__Data segment__.
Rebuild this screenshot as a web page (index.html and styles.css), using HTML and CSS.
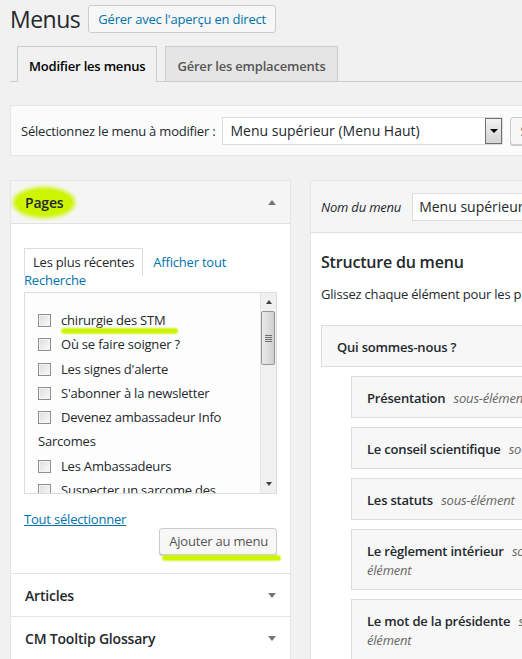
FILE: index.html
```html
<!DOCTYPE html>
<html lang="fr">
<head>
<meta charset="utf-8">
<title>Menus</title>
<link rel="stylesheet" href="styles.css">
</head>
<body>
<div class="wrap">
  <div class="head">
    <h1>Menus</h1>
    <a class="btn btn-live" href="#">Gérer avec l'aperçu en direct</a>
  </div>

  <nav class="tabs">
    <a class="tab active" href="#">Modifier les menus</a>
    <a class="tab" href="#">Gérer les emplacements</a>
  </nav>

  <div class="manage">
    <span class="manage-label">Sélectionnez le menu à modifier :</span>
    <div class="select">
      <span class="select-text">Menu supérieur (Menu Haut)</span>
      <span class="select-arrow"><span class="tri-down-black"></span></span>
    </div>
    <a class="btn btn-select" href="#">Sélectionner</a>
  </div>

  <div class="cols">
    <div class="side">
      <div class="acc-head open">
        <span class="hl-blob">Pages</span>
        <span class="tri tri-up"></span>
      </div>
      <div class="acc-body">
        <div class="ptabs">
          <span class="ptab">Les plus récentes</span>
          <a class="plink" href="#">Afficher tout</a>
          <a class="plink plink-wrap" href="#">Recherche</a>
        </div>
        <div class="listbox">
          <ul class="list">
            <li><label><span class="cb"></span><span class="marked">chirurgie des STM</span></label></li>
            <li><label><span class="cb"></span>Où se faire soigner ?</label></li>
            <li><label><span class="cb"></span>Les signes d'alerte</label></li>
            <li><label><span class="cb"></span>S'abonner à la newsletter</label></li>
            <li><label><span class="cb"></span>Devenez ambassadeur Info Sarcomes</label></li>
            <li><label><span class="cb"></span>Les Ambassadeurs</label></li>
            <li><label><span class="cb"></span>Suspecter un sarcome des tissus mous</label></li>
          </ul>
          <div class="scrollbar">
            <div class="sb-btn"><span class="sb-up"></span></div>
            <div class="sb-thumb"><span class="grip"></span><span class="grip"></span><span class="grip"></span><span class="grip"></span></div>
            <div class="sb-track"></div>
            <div class="sb-btn"><span class="sb-down"></span></div>
          </div>
        </div>
        <div class="acc-foot">
          <a class="select-all" href="#">Tout sélectionner</a>
          <div class="add-row"><a class="btn btn-add" href="#">Ajouter au menu</a></div>
        </div>
      </div>
      <div class="acc-head">
        <span>Articles</span>
        <span class="tri tri-down"></span>
      </div>
      <div class="acc-head last">
        <span>CM Tooltip Glossary</span>
        <span class="tri tri-down"></span>
      </div>
    </div>

    <div class="main">
      <div class="main-head">
        <span class="name-label">Nom du menu</span>
        <div class="name-input">Menu supérieur</div>
      </div>
      <div class="main-body">
        <h3>Structure du menu</h3>
        <p class="hint">Glissez chaque élément pour les placer dans l'ordre que vous préférez.</p>
        <ul class="menu-items">
          <li class="mi"><span class="mi-title">Qui sommes-nous ?</span></li>
          <li class="mi sub"><span class="mi-title">Présentation <em>sous-élément</em></span></li>
          <li class="mi sub"><span class="mi-title">Le conseil scientifique <em>sous-élément</em></span></li>
          <li class="mi sub"><span class="mi-title">Les statuts <em>sous-élément</em></span></li>
          <li class="mi sub"><span class="mi-title">Le règlement intérieur <em>sous-élément</em></span></li>
          <li class="mi sub"><span class="mi-title">Le mot de la présidente <em>sous-élément</em></span></li>
        </ul>
      </div>
    </div>
  </div>
</div>
</body>
</html>
```

FILE: styles.css
```css
html { overflow: hidden; }
body {
  margin: 0;
  background: #f1f1f1;
  font-family: "Open Sans", "Noto Sans", sans-serif;
  font-size: 13px;
  letter-spacing: -0.2px;
  color: #23282d;
}
a { text-decoration: none; }

.wrap {
  padding: 5px 0 0 10px;
  width: 760px;
}

/* heading */
.head {
  display: flex;
  align-items: center;
  gap: 8px;
  height: 28px;
}
h1 {
  margin: 0;
  font-size: 23px;
  font-weight: 400;
  line-height: 28px;
  letter-spacing: -0.5px;
}
.btn {
  display: inline-block;
  box-sizing: border-box;
  height: 28px;
  line-height: 26px;
  padding: 0 9px;
  border: 1px solid #ccc;
  border-radius: 3px;
  background: #f7f7f7;
  box-shadow: 0 1px 0 #ccc;
  color: #555;
  white-space: nowrap;
}
.btn-live { color: #0073aa; box-shadow: none; }

/* nav tabs */
.tabs {
  display: flex;
  align-items: flex-end;
  gap: 8px;
  margin-top: 13px;
  padding-left: 7px;
  height: 35px;
  border-bottom: 1px solid #ccc;
}
.tab {
  box-sizing: border-box;
  height: 35px;
  padding: 7px 11px 0;
  line-height: 24px;
  border: 1px solid #ccc;
  border-bottom: 0;
  background: #e5e5e5;
  color: #555;
  font-size: 13px;
  font-weight: 600;
}
.tab.active {
  height: 36px;
  margin-bottom: -1px;
  background: #f1f1f1;
  color: #000;
}

/* manage bar */
.manage {
  display: flex;
  align-items: center;
  box-sizing: border-box;
  height: 51px;
  margin-top: 23px;
  padding: 0 10px;
  border: 1px solid #e5e5e5;
  background: #fbfbfb;
}
.manage-label { margin-right: 7px; white-space: nowrap; }
.select {
  display: flex;
  align-items: center;
  box-sizing: border-box;
  width: 281px;
  height: 28px;
  border: 1px solid #ddd;
  background: #fff;
  font-size: 14px;
}
.select-text { flex: 1; padding-left: 7px; white-space: nowrap; letter-spacing: 0; }
.select-arrow {
  display: flex;
  align-items: center;
  justify-content: center;
  box-sizing: border-box;
  width: 17px;
  height: 26px;
  border: 1px solid #707070;
  background: linear-gradient(#f2f2f2, #d4d4d4);
}
.tri-down-black {
  width: 0; height: 0;
  border-left: 4px solid transparent;
  border-right: 4px solid transparent;
  border-top: 4px solid #000;
}
.btn-select { margin-left: 7px; color: #555; }

/* columns */
.cols {
  display: flex;
  align-items: flex-start;
  gap: 19px;
  margin-top: 24px;
}
.side {
  box-sizing: border-box;
  width: 281px;
  flex: none;
  border: 1px solid #e5e5e5;
  background: #fff;
}
.acc-head {
  display: flex;
  align-items: center;
  justify-content: space-between;
  height: 42px;
  padding: 0 14px 0 14px;
  border-bottom: 1px solid #e5e5e5;
  font-size: 14px;
  font-weight: 600;
  background: #fff;
}
.acc-head.open { background: #f5f5f5; border-bottom-color: #e1e1e1; }
.acc-head.last { border-bottom: 0; }
.hl-blob {
  padding: 3px 9px;
  margin-left: -9px;
  background: #cdf400;
  border-radius: 50%;
  box-shadow: 0 0 4px 3px #cdf400;
}
.tri {
  width: 0; height: 0;
  border-left: 4.5px solid transparent;
  border-right: 4.5px solid transparent;
}
.tri-up { border-bottom: 5px solid #72777c; }
.tri-down { border-top: 5px solid #72777c; }

.acc-body {
  padding: 24px 13px 18px;
  border-bottom: 1px solid #e5e5e5;
}
.ptabs {
  display: flex;
  flex-wrap: wrap;
  align-items: flex-start;
}
.ptab {
  box-sizing: border-box;
  height: 28px;
  padding: 4px 8px 0;
  line-height: 19px;
  border: 1px solid #ddd;
  border-bottom: 0;
  background: #fff;
}
.plink {
  color: #0073aa;
  line-height: 19px;
  padding: 5px 0 0 10px;
}
.plink-wrap {
  flex-basis: 100%;
  padding: 0;
  margin-top: -4px;
  line-height: 17px;
}
.listbox {
  display: flex;
  box-sizing: border-box;
  height: 202px;
  margin-top: 3px;
  border: 1px solid #ddd;
  background: #fdfdfd;
}
.list {
  flex: 1;
  margin: 0;
  padding: 15px 10px 0 13px;
  list-style: none;
  overflow: hidden;
  line-height: 24.25px;
}
.list label { display: block; }
.cb {
  display: inline-block;
  box-sizing: border-box;
  width: 13px;
  height: 13px;
  margin: 0 10px 0 0;
  vertical-align: -2px;
  border: 1px solid #8e8f8f;
  background: linear-gradient(135deg, #dcdcdc, #fbfbfb);
  box-shadow: inset 0 0 0 1px #f4f4f4;
}
.marked { position: relative; }
.marked::after {
  content: "";
  position: absolute;
  left: 1px;
  right: -11px;
  bottom: -4px;
  height: 4px;
  border-radius: 3px;
  background: #cdf400;
  box-shadow: 0 0 2px 1px #d4f52a;
}
.scrollbar {
  display: flex;
  flex-direction: column;
  box-sizing: border-box;
  width: 16px;
  background: #f0f0f0;
  border-left: 1px solid #e6e6e6;
}
.sb-btn {
  display: flex;
  align-items: center;
  justify-content: center;
  height: 18px;
}
.sb-up, .sb-down {
  width: 0; height: 0;
  border-left: 3.5px solid transparent;
  border-right: 3.5px solid transparent;
}
.sb-up { border-bottom: 4px solid #404040; }
.sb-down { border-top: 4px solid #404040; }
.sb-thumb {
  display: flex;
  flex-direction: column;
  align-items: center;
  justify-content: center;
  gap: 1px;
  box-sizing: border-box;
  height: 54px;
  margin: 0 1px 0 0;
  border: 1px solid #959595;
  border-radius: 2px;
  background: linear-gradient(90deg, #e9e9e9, #dadada 60%, #cfcfcf);
}
.grip { width: 7px; height: 1px; background: #6e6e6e; }
.sb-track { flex: 1; }

.acc-foot { padding-top: 16px; }
.select-all {
  color: #0073aa;
  text-decoration: underline;
  line-height: 17px;
}
.add-row {
  display: flex;
  justify-content: flex-end;
  margin-top: 0;
}
.btn-add {
  position: relative;
  height: 27px;
  line-height: 25px;
  padding: 0 8px 0 9px;
  font-size: 13px;
}
.btn-add::after {
  content: "";
  position: absolute;
  left: 3px;
  right: -4px;
  bottom: -6px;
  height: 4px;
  border-radius: 3px;
  background: #cdf400;
  box-shadow: 0 0 2px 1px #d4f52a;
}

/* main column */
.main {
  box-sizing: border-box;
  width: 430px;
  flex: none;
  border: 1px solid #e5e5e5;
  background: #fff;
}
.main-head {
  display: flex;
  align-items: center;
  height: 51px;
  padding: 0 10px;
  background: #f5f5f5;
  border-bottom: 1px solid #e1e1e1;
}
.name-label { font-style: italic; margin-right: 11px; }
.name-input {
  box-sizing: border-box;
  width: 250px;
  height: 28px;
  line-height: 26px;
  padding: 0 6px;
  border: 1px solid #ddd;
  background: #fff;
  font-size: 14px;
  letter-spacing: 0;
}
.main-body { padding: 17px 10px 0; }
h3 {
  margin: 0;
  font-size: 16px;
  font-weight: 600;
  line-height: 24px;
}
.hint { margin: 10px 0 0; line-height: 20px; white-space: nowrap; }
.menu-items { list-style: none; margin: 21px 0 0; padding: 0; }
.mi {
  box-sizing: border-box;
  width: 382px;
  margin-bottom: 9px;
  padding: 12px 15px 9px;
  border: 1px solid #dcdcdc;
  background: #f7f7f7;
  line-height: 19px;
  font-weight: 600;
}
.mi.sub { margin-left: 30px; }
.mi-title { display: block; width: 216px; }
.mi em {
  font-style: italic;
  font-weight: 400;
  color: #666;
  margin-left: 5px;
}
```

__Directions for this task__. Filter out every line that lacks the word "styles", and copy the rest.

__Response__.
Rebuild this screenshot as a web page (index.html and styles.css), using HTML and CSS.
<link rel="stylesheet" href="styles.css">
FILE: styles.css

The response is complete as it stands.